(Code that builds pages)
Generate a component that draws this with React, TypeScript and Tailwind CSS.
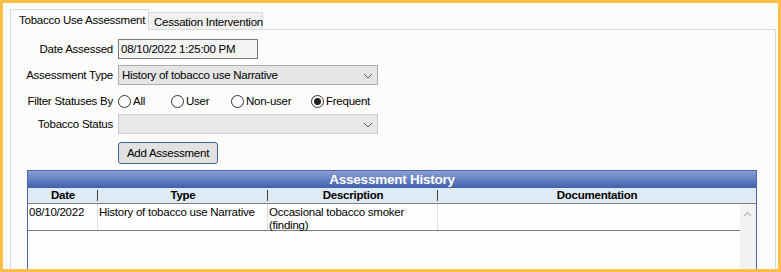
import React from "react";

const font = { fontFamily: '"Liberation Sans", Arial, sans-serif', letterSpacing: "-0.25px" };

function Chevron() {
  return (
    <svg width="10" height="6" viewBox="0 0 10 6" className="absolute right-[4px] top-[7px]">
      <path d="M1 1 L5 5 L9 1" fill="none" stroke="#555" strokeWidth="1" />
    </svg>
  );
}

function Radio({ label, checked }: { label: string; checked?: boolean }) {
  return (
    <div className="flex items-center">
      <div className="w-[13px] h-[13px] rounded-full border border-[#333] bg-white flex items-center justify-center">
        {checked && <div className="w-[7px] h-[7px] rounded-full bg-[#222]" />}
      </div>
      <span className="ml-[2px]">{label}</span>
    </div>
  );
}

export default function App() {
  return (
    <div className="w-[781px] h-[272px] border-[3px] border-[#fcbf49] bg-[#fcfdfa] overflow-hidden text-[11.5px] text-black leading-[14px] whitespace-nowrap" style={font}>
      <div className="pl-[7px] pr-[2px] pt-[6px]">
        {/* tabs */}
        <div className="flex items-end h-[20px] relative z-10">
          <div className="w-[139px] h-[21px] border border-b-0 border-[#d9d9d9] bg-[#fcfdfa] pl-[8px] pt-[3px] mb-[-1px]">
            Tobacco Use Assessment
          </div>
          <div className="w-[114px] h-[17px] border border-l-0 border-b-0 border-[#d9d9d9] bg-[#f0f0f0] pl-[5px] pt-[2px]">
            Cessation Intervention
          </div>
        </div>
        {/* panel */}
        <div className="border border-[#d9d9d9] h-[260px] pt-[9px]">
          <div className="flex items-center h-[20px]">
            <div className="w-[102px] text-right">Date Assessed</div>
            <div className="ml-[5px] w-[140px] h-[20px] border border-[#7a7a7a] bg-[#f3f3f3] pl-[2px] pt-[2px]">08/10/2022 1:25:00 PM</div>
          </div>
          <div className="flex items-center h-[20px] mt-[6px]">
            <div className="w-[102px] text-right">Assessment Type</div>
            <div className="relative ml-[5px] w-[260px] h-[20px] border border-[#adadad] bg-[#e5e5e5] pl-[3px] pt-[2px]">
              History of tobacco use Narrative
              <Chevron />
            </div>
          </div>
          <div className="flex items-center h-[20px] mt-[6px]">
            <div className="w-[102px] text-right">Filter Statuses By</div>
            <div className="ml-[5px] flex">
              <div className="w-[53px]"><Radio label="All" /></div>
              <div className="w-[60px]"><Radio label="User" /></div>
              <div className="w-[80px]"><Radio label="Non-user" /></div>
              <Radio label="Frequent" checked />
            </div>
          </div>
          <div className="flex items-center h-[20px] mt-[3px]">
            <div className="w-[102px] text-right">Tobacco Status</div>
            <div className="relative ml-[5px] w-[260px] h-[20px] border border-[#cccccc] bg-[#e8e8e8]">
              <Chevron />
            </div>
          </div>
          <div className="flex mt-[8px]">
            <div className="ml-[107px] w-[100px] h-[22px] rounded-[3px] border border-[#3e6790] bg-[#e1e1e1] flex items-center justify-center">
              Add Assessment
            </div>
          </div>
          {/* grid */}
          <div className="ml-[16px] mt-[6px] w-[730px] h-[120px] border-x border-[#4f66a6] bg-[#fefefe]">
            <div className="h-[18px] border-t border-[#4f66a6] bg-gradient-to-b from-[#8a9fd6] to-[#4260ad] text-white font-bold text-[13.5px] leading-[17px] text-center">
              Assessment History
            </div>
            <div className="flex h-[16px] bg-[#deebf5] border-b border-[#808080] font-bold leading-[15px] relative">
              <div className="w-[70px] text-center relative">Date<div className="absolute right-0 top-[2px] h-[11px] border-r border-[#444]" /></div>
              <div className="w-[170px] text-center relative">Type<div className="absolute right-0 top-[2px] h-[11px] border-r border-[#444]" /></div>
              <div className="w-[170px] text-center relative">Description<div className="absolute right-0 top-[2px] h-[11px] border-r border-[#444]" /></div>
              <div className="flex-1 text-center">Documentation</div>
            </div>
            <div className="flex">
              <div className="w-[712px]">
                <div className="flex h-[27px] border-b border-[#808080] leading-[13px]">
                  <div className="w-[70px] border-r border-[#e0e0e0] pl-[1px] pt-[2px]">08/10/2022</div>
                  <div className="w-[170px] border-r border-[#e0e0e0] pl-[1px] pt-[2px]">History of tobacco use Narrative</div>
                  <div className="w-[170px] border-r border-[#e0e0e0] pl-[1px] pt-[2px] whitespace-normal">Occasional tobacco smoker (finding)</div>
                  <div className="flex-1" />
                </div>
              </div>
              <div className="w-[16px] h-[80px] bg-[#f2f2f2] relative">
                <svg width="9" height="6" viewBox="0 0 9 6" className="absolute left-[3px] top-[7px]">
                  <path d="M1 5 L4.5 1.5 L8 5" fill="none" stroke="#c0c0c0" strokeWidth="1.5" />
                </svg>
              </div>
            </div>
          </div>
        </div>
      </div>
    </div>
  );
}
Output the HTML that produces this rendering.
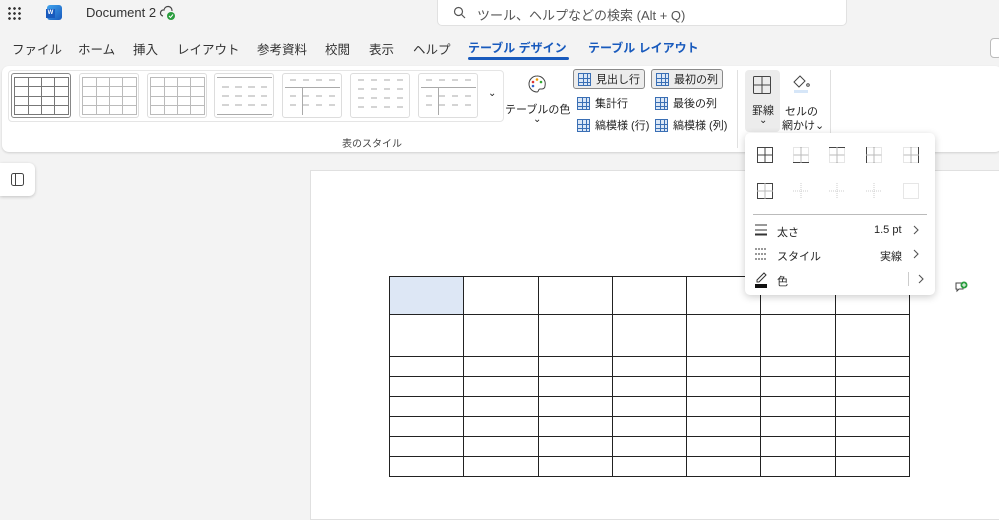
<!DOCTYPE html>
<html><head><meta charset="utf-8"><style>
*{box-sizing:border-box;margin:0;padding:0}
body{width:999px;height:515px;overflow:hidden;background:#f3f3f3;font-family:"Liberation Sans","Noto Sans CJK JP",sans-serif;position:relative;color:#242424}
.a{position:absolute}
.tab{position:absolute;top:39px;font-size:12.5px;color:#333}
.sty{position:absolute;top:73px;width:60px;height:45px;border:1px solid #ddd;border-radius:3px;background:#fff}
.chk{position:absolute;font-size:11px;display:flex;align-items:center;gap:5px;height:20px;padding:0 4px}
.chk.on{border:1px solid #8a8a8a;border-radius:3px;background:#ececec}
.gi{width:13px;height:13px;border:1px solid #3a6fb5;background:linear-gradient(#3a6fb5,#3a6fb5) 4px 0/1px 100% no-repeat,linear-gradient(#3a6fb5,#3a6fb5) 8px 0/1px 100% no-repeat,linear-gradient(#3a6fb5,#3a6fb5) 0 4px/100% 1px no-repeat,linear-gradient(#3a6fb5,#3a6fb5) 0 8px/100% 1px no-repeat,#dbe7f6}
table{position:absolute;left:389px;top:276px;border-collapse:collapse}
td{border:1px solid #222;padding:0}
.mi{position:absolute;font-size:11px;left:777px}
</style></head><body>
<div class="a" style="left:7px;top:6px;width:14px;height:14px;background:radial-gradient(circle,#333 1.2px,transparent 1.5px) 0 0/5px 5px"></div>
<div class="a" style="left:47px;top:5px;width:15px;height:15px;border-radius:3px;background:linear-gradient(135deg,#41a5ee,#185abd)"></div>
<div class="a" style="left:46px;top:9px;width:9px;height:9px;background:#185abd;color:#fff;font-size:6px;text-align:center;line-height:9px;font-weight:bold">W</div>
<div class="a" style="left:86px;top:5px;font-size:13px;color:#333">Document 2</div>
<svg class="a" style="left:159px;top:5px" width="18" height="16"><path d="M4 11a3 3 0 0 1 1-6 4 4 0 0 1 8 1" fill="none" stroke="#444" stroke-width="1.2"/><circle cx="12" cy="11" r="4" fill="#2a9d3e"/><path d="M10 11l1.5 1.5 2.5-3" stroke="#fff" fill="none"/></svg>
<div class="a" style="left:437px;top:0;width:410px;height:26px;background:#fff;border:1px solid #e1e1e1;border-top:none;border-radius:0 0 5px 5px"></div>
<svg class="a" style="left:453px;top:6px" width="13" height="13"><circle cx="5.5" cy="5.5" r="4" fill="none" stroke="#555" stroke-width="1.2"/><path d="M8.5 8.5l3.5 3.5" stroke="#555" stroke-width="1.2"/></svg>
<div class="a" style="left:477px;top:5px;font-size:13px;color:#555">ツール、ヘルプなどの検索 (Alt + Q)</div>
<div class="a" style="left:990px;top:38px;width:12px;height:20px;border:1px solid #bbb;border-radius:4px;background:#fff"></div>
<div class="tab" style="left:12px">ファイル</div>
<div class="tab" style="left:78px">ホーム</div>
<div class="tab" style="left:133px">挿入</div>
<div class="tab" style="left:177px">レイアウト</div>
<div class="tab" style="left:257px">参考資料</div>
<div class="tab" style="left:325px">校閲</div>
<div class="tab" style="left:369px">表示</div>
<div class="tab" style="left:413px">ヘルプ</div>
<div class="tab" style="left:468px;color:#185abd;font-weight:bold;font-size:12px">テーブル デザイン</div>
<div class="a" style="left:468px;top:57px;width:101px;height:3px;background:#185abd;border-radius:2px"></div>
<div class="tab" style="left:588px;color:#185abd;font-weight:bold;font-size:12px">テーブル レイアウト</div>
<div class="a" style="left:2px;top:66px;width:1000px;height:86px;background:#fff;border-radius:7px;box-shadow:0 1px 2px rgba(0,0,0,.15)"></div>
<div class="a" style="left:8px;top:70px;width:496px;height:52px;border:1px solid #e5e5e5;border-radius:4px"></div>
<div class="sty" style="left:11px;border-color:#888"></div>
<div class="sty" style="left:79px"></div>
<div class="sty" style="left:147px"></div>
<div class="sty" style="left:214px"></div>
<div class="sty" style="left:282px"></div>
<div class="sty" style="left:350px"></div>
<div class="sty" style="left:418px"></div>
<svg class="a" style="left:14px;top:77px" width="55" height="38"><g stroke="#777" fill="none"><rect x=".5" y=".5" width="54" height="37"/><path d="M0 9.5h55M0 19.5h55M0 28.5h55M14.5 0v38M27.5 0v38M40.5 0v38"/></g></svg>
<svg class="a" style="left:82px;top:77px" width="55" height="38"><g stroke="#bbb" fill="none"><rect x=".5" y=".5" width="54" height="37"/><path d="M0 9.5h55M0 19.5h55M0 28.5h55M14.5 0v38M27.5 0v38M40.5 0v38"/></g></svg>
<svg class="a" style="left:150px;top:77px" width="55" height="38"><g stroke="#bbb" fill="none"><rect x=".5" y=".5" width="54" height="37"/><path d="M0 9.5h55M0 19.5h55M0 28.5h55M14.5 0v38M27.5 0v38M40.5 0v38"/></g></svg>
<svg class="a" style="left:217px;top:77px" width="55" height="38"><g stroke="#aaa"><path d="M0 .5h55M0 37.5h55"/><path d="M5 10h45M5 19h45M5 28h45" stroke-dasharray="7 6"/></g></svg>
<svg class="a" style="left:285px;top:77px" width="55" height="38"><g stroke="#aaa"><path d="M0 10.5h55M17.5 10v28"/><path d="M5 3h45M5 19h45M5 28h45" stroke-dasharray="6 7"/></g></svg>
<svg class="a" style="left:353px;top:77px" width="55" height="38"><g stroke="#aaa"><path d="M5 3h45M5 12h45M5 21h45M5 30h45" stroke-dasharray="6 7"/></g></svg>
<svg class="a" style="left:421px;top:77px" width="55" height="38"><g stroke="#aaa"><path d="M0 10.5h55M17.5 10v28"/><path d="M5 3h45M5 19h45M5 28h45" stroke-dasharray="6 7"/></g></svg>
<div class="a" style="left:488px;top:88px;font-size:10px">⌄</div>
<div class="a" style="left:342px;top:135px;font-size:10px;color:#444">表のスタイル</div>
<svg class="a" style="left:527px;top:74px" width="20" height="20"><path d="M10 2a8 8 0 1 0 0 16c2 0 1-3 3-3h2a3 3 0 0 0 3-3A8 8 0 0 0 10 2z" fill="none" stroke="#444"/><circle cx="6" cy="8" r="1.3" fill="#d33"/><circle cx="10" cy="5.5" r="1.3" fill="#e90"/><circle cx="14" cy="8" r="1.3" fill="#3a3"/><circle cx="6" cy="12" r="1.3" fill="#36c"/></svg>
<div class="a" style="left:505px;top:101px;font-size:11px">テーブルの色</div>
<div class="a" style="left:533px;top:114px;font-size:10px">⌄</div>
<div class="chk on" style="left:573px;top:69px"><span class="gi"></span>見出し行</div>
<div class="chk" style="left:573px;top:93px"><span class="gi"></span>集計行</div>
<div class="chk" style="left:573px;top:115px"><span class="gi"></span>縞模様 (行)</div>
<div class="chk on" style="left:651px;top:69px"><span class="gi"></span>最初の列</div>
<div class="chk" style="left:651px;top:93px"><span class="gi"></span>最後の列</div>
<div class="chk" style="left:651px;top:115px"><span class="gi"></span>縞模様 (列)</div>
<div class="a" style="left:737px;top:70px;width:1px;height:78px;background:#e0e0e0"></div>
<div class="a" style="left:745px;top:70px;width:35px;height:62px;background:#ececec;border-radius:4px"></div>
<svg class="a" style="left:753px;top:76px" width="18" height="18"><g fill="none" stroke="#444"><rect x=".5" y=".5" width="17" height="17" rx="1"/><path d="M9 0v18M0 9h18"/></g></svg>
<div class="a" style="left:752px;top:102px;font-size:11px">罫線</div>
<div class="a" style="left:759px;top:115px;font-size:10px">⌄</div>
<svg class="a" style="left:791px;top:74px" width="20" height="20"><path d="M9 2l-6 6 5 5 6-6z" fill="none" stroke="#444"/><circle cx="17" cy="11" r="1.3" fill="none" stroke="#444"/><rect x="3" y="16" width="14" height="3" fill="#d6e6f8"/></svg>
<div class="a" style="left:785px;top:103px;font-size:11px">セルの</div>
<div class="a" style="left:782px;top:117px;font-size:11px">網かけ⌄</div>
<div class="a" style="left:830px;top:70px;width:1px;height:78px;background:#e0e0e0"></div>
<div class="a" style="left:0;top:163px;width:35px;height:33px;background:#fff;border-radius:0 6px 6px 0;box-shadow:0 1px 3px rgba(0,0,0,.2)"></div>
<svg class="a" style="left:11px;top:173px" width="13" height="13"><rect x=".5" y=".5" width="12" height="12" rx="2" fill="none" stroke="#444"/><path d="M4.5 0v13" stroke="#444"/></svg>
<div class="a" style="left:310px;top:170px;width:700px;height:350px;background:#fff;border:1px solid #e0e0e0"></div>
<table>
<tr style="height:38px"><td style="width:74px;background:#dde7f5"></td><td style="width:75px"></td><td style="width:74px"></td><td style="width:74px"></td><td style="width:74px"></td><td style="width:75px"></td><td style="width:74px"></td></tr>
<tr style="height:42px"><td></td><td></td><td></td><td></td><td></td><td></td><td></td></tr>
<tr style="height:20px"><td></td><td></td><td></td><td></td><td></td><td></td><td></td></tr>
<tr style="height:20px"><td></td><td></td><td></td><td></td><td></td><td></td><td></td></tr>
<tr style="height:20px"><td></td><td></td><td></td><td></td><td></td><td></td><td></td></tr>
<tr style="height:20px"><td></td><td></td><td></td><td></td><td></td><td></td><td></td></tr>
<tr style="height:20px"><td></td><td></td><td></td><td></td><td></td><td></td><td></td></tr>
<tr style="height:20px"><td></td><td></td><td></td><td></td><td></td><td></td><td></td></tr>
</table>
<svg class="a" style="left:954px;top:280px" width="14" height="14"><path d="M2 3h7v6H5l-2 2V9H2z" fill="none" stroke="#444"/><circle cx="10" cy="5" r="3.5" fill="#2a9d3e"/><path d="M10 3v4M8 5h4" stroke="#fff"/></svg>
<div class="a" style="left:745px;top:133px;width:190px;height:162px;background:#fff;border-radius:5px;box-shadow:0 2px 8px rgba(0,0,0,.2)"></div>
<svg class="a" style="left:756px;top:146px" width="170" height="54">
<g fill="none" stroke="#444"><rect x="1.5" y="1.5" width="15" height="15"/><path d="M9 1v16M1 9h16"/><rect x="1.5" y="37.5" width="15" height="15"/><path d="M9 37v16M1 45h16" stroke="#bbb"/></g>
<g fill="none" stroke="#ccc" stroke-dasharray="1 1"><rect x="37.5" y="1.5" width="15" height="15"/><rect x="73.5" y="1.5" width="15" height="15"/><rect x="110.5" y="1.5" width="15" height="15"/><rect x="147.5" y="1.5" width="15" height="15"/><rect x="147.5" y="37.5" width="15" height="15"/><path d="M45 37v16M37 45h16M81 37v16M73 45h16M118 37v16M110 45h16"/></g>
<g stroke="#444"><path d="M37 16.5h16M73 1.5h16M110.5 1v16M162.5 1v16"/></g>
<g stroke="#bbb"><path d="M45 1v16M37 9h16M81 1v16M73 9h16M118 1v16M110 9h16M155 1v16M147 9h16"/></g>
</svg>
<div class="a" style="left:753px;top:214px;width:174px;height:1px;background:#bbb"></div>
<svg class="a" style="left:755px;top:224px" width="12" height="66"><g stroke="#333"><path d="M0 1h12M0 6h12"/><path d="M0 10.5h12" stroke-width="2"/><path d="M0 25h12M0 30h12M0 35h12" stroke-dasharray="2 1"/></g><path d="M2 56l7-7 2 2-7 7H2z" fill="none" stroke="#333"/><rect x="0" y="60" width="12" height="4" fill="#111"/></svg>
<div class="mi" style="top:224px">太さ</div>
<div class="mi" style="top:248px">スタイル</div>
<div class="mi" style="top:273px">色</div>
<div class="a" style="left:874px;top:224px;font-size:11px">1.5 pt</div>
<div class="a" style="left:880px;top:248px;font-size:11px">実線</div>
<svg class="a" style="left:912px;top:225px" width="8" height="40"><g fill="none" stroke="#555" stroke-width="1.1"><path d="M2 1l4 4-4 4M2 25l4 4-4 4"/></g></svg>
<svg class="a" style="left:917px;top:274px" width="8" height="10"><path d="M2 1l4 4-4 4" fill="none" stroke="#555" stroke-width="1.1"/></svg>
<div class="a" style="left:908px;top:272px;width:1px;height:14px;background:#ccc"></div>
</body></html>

- [What the exercise asks] All lines that include "React" are to be gathered and copied.

- [Exercise solution]
Generate a component that draws this with React, TypeScript and Tailwind CSS.
import React from "react";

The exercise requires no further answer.